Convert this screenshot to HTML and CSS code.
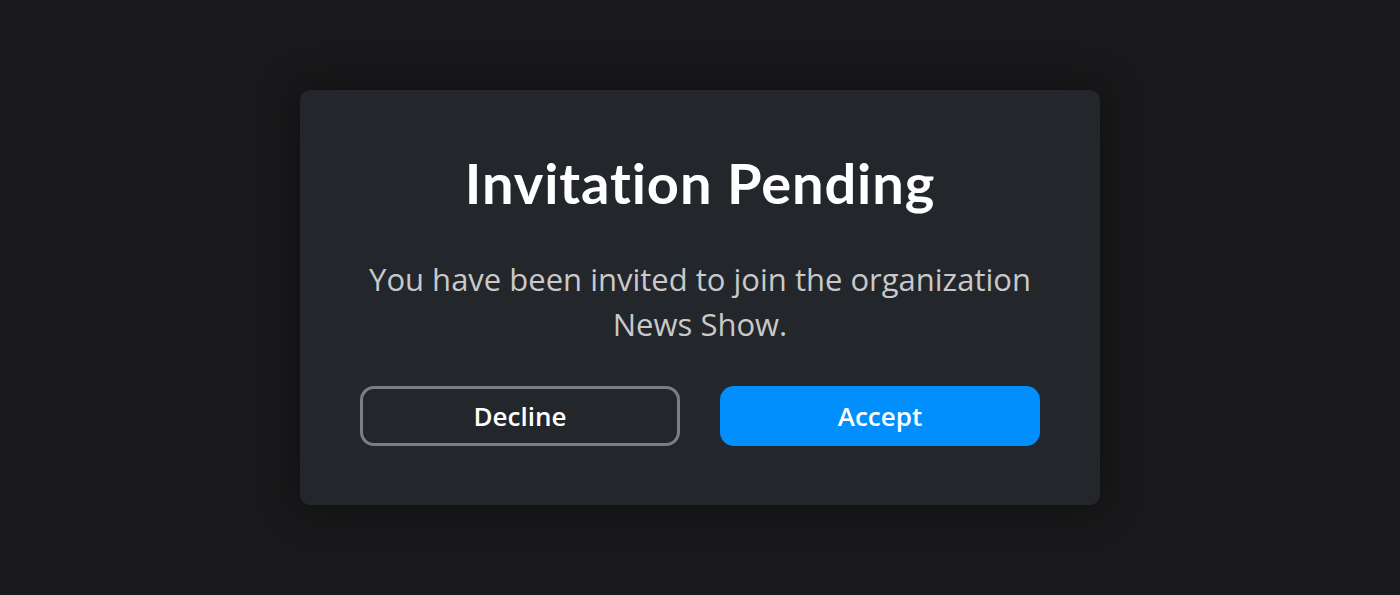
FILE: index.html
```html
<!DOCTYPE html>
<html lang="en">
<head>
    <meta charset="UTF-8">
    <meta name="viewport" content="width=device-width, initial-scale=1.0">
    <title>Invitation Pending</title>
    <link rel="stylesheet" href="styles.css">
</head>
<body>
    <!-- Invitation dialog -->
    <div class="invite-card">
        <h1>Invitation Pending</h1>
        <p>You have been invited to join the organization News Show.</p>

        <div class="invite-actions">
            <button class="btn btn-decline">Decline</button>
            <button class="btn btn-accept">Accept</button>
        </div>
    </div>
</body>
</html>
```

FILE: styles.css
```css
* {
    margin: 0;
    padding: 0;
    box-sizing: border-box;
}

body {
    font-family: 'Open Sans', 'Noto Sans', sans-serif;
    background-color: #19191b;
    color: #fff;
    display: flex;
    align-items: center;
    justify-content: center;
    min-height: 100vh;
}

.invite-card {
    width: 800px;
    padding: 60px 60px 59px;
    background-color: #23262b;
    border-radius: 10px;
    box-shadow: 0 0 40px rgba(0, 0, 0, 0.45);
    text-align: center;
}

.invite-card h1 {
    font-family: 'Lato', sans-serif;
    font-weight: 700;
    font-size: 56px;
    line-height: 66px;
    color: #fff;
    letter-spacing: 0.9px;
}

.invite-card p {
    margin: 41px auto 39px;
    max-width: 680px;
    font-size: 31px;
    line-height: 45px;
    color: #c9c9ca;
}

.invite-actions {
    display: flex;
    justify-content: space-between;
}

.btn {
    width: 320px;
    height: 60px;
    border-radius: 14px;
    font-family: 'Open Sans', sans-serif;
    font-size: 26px;
    font-weight: 600;
    color: #fff;
    cursor: pointer;
}

.btn-decline {
    background-color: transparent;
    border: 3px solid #7b7e82;
}

.btn-accept {
    background-color: #008ffd;
    border: none;
}
```
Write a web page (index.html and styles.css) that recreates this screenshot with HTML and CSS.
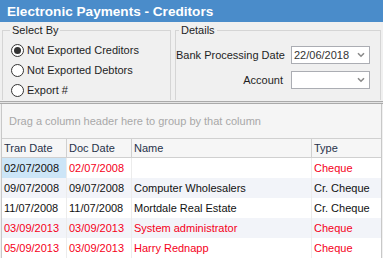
FILE: index.html
```html
<!DOCTYPE html>
<html lang="en">
<head>
    <meta charset="UTF-8">
    <title>Electronic Payments - Creditors</title>
    <link rel="stylesheet" href="styles.css">
</head>
<body>

<div class="window">
    <div class="titlebar">Electronic Payments - Creditors</div>

    <div class="filters">
        <fieldset class="group select-by">
            <legend>Select By</legend>
            <label class="radio"><span class="circle checked"></span>Not Exported Creditors</label>
            <label class="radio"><span class="circle"></span>Not Exported Debtors</label>
            <label class="radio"><span class="circle"></span>Export #</label>
        </fieldset>

        <fieldset class="group details">
            <legend>Details</legend>
            <div class="field-grid">
                <span class="field-label">Bank Processing Date</span>
                <div class="combo">
                    <span>22/06/2018</span>
                    <svg class="chevron" width="8" height="6" viewBox="0 0 8 6"><path d="M1 1.2 L4 4.2 L7 1.2" fill="none" stroke="#8a8a8a" stroke-width="1.6"/></svg>
                </div>
                <span class="field-label">Account</span>
                <div class="combo">
                    <span></span>
                    <svg class="chevron" width="8" height="6" viewBox="0 0 8 6"><path d="M1 1.2 L4 4.2 L7 1.2" fill="none" stroke="#8a8a8a" stroke-width="1.6"/></svg>
                </div>
            </div>
        </fieldset>
    </div>

    <div class="splitter"></div>

    <div class="grid">
        <div class="group-panel">Drag a column header here to group by that column</div>

        <div class="row header">
            <div class="cell">Tran Date</div>
            <div class="cell">Doc Date</div>
            <div class="cell">Name</div>
            <div class="cell">Type</div>
        </div>

        <div class="row">
            <div class="cell selected">02/07/2008</div>
            <div class="cell red">02/07/2008</div>
            <div class="cell"></div>
            <div class="cell red">Cheque</div>
        </div>
        <div class="row alt">
            <div class="cell">09/07/2008</div>
            <div class="cell">09/07/2008</div>
            <div class="cell">Computer Wholesalers</div>
            <div class="cell">Cr. Cheque</div>
        </div>
        <div class="row">
            <div class="cell">11/07/2008</div>
            <div class="cell">11/07/2008</div>
            <div class="cell">Mortdale Real Estate</div>
            <div class="cell">Cr. Cheque</div>
        </div>
        <div class="row alt red">
            <div class="cell">03/09/2013</div>
            <div class="cell">03/09/2013</div>
            <div class="cell">System administrator</div>
            <div class="cell">Cheque</div>
        </div>
        <div class="row red">
            <div class="cell">05/09/2013</div>
            <div class="cell">03/09/2013</div>
            <div class="cell">Harry Rednapp</div>
            <div class="cell">Cheque</div>
        </div>
    </div>
</div>

</body>
</html>
```

FILE: styles.css
```css
body {
    margin: 0;
    font-family: "Liberation Sans", Arial, sans-serif;
    font-size: 11px;
    color: #1e1e1e;
    background-color: #f0f0f0;
}
.window {
    width: 383px;
    height: 258px;
    overflow: hidden;
    background-color: #f0f0f0;
}
.titlebar {
    height: 22px;
    line-height: 23px;
    padding-left: 7px;
    background-color: #4a8cca;
    color: white;
    font-size: 13.6px;
    font-weight: bold;
}

/* filter panel */
.filters {
    display: flex;
    gap: 4px;
    height: 78px;
    padding: 2px 2px 0 2px;
    box-sizing: border-box;
}
.group {
    margin: 0;
    padding: 0;
    min-width: 0;
    border: 1px solid #d5d5d5;
    border-bottom: none;
}
.group legend {
    padding: 0 2px;
    line-height: 13px;
}
.select-by {
    width: 169px;
    box-sizing: border-box;
}
.select-by legend {
    margin-left: 7px;
}
.details {
    flex: 1;
}
.details legend {
    margin-left: 3px;
}
.radio {
    display: flex;
    align-items: center;
    height: 20px;
    padding-left: 8px;
}
.select-by .radio:first-of-type {
    margin-top: 3px;
}
.circle {
    position: relative;
    width: 11px;
    height: 11px;
    margin-right: 3px;
    border: 1px solid #333;
    border-radius: 50%;
    background-color: white;
}
.circle.checked::after {
    content: "";
    position: absolute;
    left: 2px;
    top: 2px;
    width: 7px;
    height: 7px;
    border-radius: 50%;
    background-color: #333;
}
.field-grid {
    display: grid;
    grid-template-columns: 107px 79px;
    grid-auto-rows: 18px;
    column-gap: 8px;
    row-gap: 7px;
    align-items: center;
    margin-top: 9px;
}
.field-label {
    text-align: right;
    white-space: nowrap;
}
.combo {
    display: flex;
    align-items: center;
    justify-content: space-between;
    height: 18px;
    box-sizing: border-box;
    padding: 0 4px 0 2px;
    border: 1px solid #abadb3;
    background-color: white;
    color: #333;
}

.splitter {
    height: 1px;
    margin-top: 1px;
    border-top: 1px solid #aaaaaa;
    border-bottom: 1px solid #aaaaaa;
    background-color: #e4e4e4;
}

/* grid */
.grid {
    margin: 0 1px;
    border-left: 1px solid #c8c8c8;
    border-right: 1px solid #c8c8c8;
    background-color: white;
}
.group-panel {
    height: 34px;
    line-height: 35px;
    padding-left: 7px;
    background-color: #f5f5f5;
    color: #a8a8a8;
    border-bottom: 1px solid #d0d0d0;
}
.row {
    display: grid;
    grid-template-columns: 65px 65px 180px auto;
    height: 20px;
    line-height: 20px;
    color: #111;
}
.row.alt {
    background-color: #f2f4f9;
}
.row.header {
    height: 18px;
    line-height: 18px;
    background-color: #f6f6f6;
    border-bottom: 1px solid #d0d0d0;
    color: #27324a;
}
.cell {
    padding-left: 2px;
    border-right: 1px solid #ececec;
    white-space: nowrap;
    overflow: hidden;
}
.header .cell {
    border-right-color: #d0d0d0;
}
.cell:last-child {
    border-right: none;
}
.cell.selected {
    background-color: #cce5f7;
}
.red,
.row.red {
    color: #f5001a;
}
```
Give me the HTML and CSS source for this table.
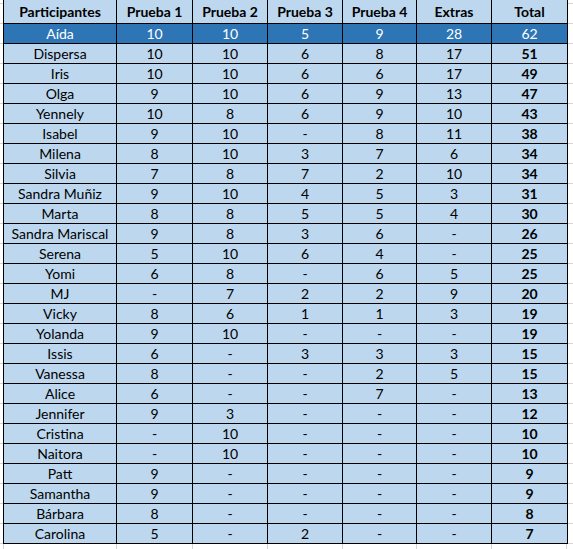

→ **Set task**: What you return should match the records above word for word, minus the pictures.

→ **Final result**:
Convert this screenshot to HTML and CSS code.
FILE: index.html
```html
<!DOCTYPE html>
<html lang="en">
<head>
    <meta charset="UTF-8">
    <meta name="viewport" content="width=device-width, initial-scale=1.0">
    <title>Invitation Pending</title>
    <link rel="stylesheet" href="styles.css">
</head>
<body>
    <!-- Invitation dialog -->
    <div class="invite-card">
        <h1>Invitation Pending</h1>
        <p>You have been invited to join the organization News Show.</p>

        <div class="invite-actions">
            <button class="btn btn-decline">Decline</button>
            <button class="btn btn-accept">Accept</button>
        </div>
    </div>
</body>
</html>
```

FILE: styles.css
```css
* {
    margin: 0;
    padding: 0;
    box-sizing: border-box;
}

body {
    font-family: 'Open Sans', 'Noto Sans', sans-serif;
    background-color: #19191b;
    color: #fff;
    display: flex;
    align-items: center;
    justify-content: center;
    min-height: 100vh;
}

.invite-card {
    width: 800px;
    padding: 60px 60px 59px;
    background-color: #23262b;
    border-radius: 10px;
    box-shadow: 0 0 40px rgba(0, 0, 0, 0.45);
    text-align: center;
}

.invite-card h1 {
    font-family: 'Lato', sans-serif;
    font-weight: 700;
    font-size: 56px;
    line-height: 66px;
    color: #fff;
    letter-spacing: 0.9px;
}

.invite-card p {
    margin: 41px auto 39px;
    max-width: 680px;
    font-size: 31px;
    line-height: 45px;
    color: #c9c9ca;
}

.invite-actions {
    display: flex;
    justify-content: space-between;
}

.btn {
    width: 320px;
    height: 60px;
    border-radius: 14px;
    font-family: 'Open Sans', sans-serif;
    font-size: 26px;
    font-weight: 600;
    color: #fff;
    cursor: pointer;
}

.btn-decline {
    background-color: transparent;
    border: 3px solid #7b7e82;
}

.btn-accept {
    background-color: #008ffd;
    border: none;
}
```
Write a web page (index.html and styles.css) that recreates this screenshot with HTML and CSS.
FILE: index.html
```html
<!DOCTYPE html>
<html lang="en">
<head>
    <meta charset="UTF-8">
    <title>Electronic Payments - Creditors</title>
    <link rel="stylesheet" href="styles.css">
</head>
<body>

<div class="window">
    <div class="titlebar">Electronic Payments - Creditors</div>

    <div class="filters">
        <fieldset class="group select-by">
            <legend>Select By</legend>
            <label class="radio"><span class="circle checked"></span>Not Exported Creditors</label>
            <label class="radio"><span class="circle"></span>Not Exported Debtors</label>
            <label class="radio"><span class="circle"></span>Export #</label>
        </fieldset>

        <fieldset class="group details">
            <legend>Details</legend>
            <div class="field-grid">
                <span class="field-label">Bank Processing Date</span>
                <div class="combo">
                    <span>22/06/2018</span>
                    <svg class="chevron" width="8" height="6" viewBox="0 0 8 6"><path d="M1 1.2 L4 4.2 L7 1.2" fill="none" stroke="#8a8a8a" stroke-width="1.6"/></svg>
                </div>
                <span class="field-label">Account</span>
                <div class="combo">
                    <span></span>
                    <svg class="chevron" width="8" height="6" viewBox="0 0 8 6"><path d="M1 1.2 L4 4.2 L7 1.2" fill="none" stroke="#8a8a8a" stroke-width="1.6"/></svg>
                </div>
            </div>
        </fieldset>
    </div>

    <div class="splitter"></div>

    <div class="grid">
        <div class="group-panel">Drag a column header here to group by that column</div>

        <div class="row header">
            <div class="cell">Tran Date</div>
            <div class="cell">Doc Date</div>
            <div class="cell">Name</div>
            <div class="cell">Type</div>
        </div>

        <div class="row">
            <div class="cell selected">02/07/2008</div>
            <div class="cell red">02/07/2008</div>
            <div class="cell"></div>
            <div class="cell red">Cheque</div>
        </div>
        <div class="row alt">
            <div class="cell">09/07/2008</div>
            <div class="cell">09/07/2008</div>
            <div class="cell">Computer Wholesalers</div>
            <div class="cell">Cr. Cheque</div>
        </div>
        <div class="row">
            <div class="cell">11/07/2008</div>
            <div class="cell">11/07/2008</div>
            <div class="cell">Mortdale Real Estate</div>
            <div class="cell">Cr. Cheque</div>
        </div>
        <div class="row alt red">
            <div class="cell">03/09/2013</div>
            <div class="cell">03/09/2013</div>
            <div class="cell">System administrator</div>
            <div class="cell">Cheque</div>
        </div>
        <div class="row red">
            <div class="cell">05/09/2013</div>
            <div class="cell">03/09/2013</div>
            <div class="cell">Harry Rednapp</div>
            <div class="cell">Cheque</div>
        </div>
    </div>
</div>

</body>
</html>
```

FILE: styles.css
```css
body {
    margin: 0;
    font-family: "Liberation Sans", Arial, sans-serif;
    font-size: 11px;
    color: #1e1e1e;
    background-color: #f0f0f0;
}
.window {
    width: 383px;
    height: 258px;
    overflow: hidden;
    background-color: #f0f0f0;
}
.titlebar {
    height: 22px;
    line-height: 23px;
    padding-left: 7px;
    background-color: #4a8cca;
    color: white;
    font-size: 13.6px;
    font-weight: bold;
}

/* filter panel */
.filters {
    display: flex;
    gap: 4px;
    height: 78px;
    padding: 2px 2px 0 2px;
    box-sizing: border-box;
}
.group {
    margin: 0;
    padding: 0;
    min-width: 0;
    border: 1px solid #d5d5d5;
    border-bottom: none;
}
.group legend {
    padding: 0 2px;
    line-height: 13px;
}
.select-by {
    width: 169px;
    box-sizing: border-box;
}
.select-by legend {
    margin-left: 7px;
}
.details {
    flex: 1;
}
.details legend {
    margin-left: 3px;
}
.radio {
    display: flex;
    align-items: center;
    height: 20px;
    padding-left: 8px;
}
.select-by .radio:first-of-type {
    margin-top: 3px;
}
.circle {
    position: relative;
    width: 11px;
    height: 11px;
    margin-right: 3px;
    border: 1px solid #333;
    border-radius: 50%;
    background-color: white;
}
.circle.checked::after {
    content: "";
    position: absolute;
    left: 2px;
    top: 2px;
    width: 7px;
    height: 7px;
    border-radius: 50%;
    background-color: #333;
}
.field-grid {
    display: grid;
    grid-template-columns: 107px 79px;
    grid-auto-rows: 18px;
    column-gap: 8px;
    row-gap: 7px;
    align-items: center;
    margin-top: 9px;
}
.field-label {
    text-align: right;
    white-space: nowrap;
}
.combo {
    display: flex;
    align-items: center;
    justify-content: space-between;
    height: 18px;
    box-sizing: border-box;
    padding: 0 4px 0 2px;
    border: 1px solid #abadb3;
    background-color: white;
    color: #333;
}

.splitter {
    height: 1px;
    margin-top: 1px;
    border-top: 1px solid #aaaaaa;
    border-bottom: 1px solid #aaaaaa;
    background-color: #e4e4e4;
}

/* grid */
.grid {
    margin: 0 1px;
    border-left: 1px solid #c8c8c8;
    border-right: 1px solid #c8c8c8;
    background-color: white;
}
.group-panel {
    height: 34px;
    line-height: 35px;
    padding-left: 7px;
    background-color: #f5f5f5;
    color: #a8a8a8;
    border-bottom: 1px solid #d0d0d0;
}
.row {
    display: grid;
    grid-template-columns: 65px 65px 180px auto;
    height: 20px;
    line-height: 20px;
    color: #111;
}
.row.alt {
    background-color: #f2f4f9;
}
.row.header {
    height: 18px;
    line-height: 18px;
    background-color: #f6f6f6;
    border-bottom: 1px solid #d0d0d0;
    color: #27324a;
}
.cell {
    padding-left: 2px;
    border-right: 1px solid #ececec;
    white-space: nowrap;
    overflow: hidden;
}
.header .cell {
    border-right-color: #d0d0d0;
}
.cell:last-child {
    border-right: none;
}
.cell.selected {
    background-color: #cce5f7;
}
.red,
.row.red {
    color: #f5001a;
}
```
Give me the HTML and CSS source for this table.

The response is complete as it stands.